A presença mais recente de outros lusófonos vindos de ex-colónias portuguesas como Brasil, Angola e Moçambique complica ainda mais o espaço etnolinguístico do mercado português local porque reúne pessoas, povos, e histórias que têm estado separados há muito tempo. Apesar do discurso de unidade numa “língua comum”, a realidade no espaço social revela diferentes mercados divididos ao longo de linhas etno-raciais e linguísticas, entre brasileiros, africanos e portugueses. Mesmo entre os portugueses existe uma nova estrutura institucional que começou no início do século XXI. Investimentos pelo Governo Regional dos Açores na diáspora açoriana estão a mobilizar a açorianidade como uma identidade pós-nacional (com iniciativas bilingues), contornando o Governo Nacional e a antiga estrutura institucional da diáspora portuguesa que tem recebido menos apoio devido à última crise econômica, apesar do papel discursivo e financeiro da diáspora portuguesa a “ajudar a pátria”. No fim, o mercado português de Toronto revela uma “comunidade” em movimento com diferentes discursos a posicionar atores sociais para tentar definir e controlar a circulação de recursos simbólicos e materiais.

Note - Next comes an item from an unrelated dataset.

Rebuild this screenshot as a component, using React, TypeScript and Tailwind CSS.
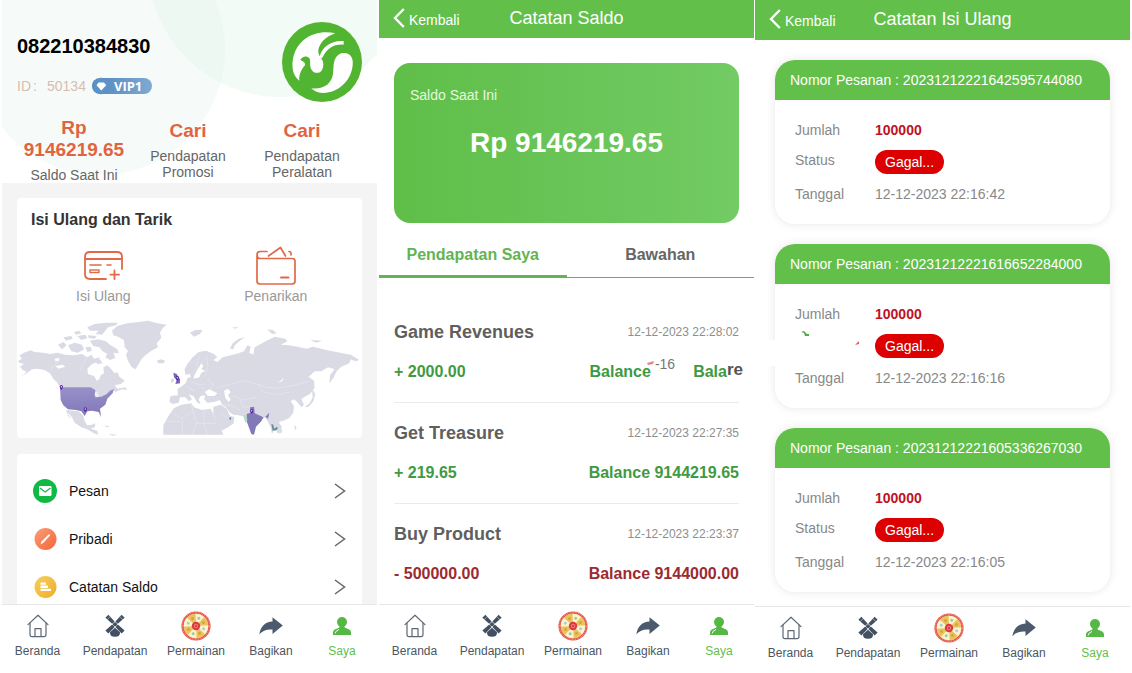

Se este panorama é digno de confiança, embora seja admitidamente superficial e apenas mais um outro discurso a justapor, porque é que a elite étnica deste mercado local tem sido tão relutante em mudar? Se o (meu) objetivo final é de ter mais equidade social e transparência na produção, na circulação e no proveito de recursos e discursos (nesta e noutras comunidades), será que é possível reconciliar os interesses concorrentes e conflituosos de tantos mercados que se sobrepõem? Como é que uma análise micro de um mercado específico como este pode facilitar ou prejudicar uma análise macro das mudanças em curso pelo mundo todo? Ou será que a dicotomia micro/macro, assim como local/global, não é tão útil nos contextos de mudança de hoje como já pode ter sido no passado? Será que este exemplo promove uma compreensão do glocal?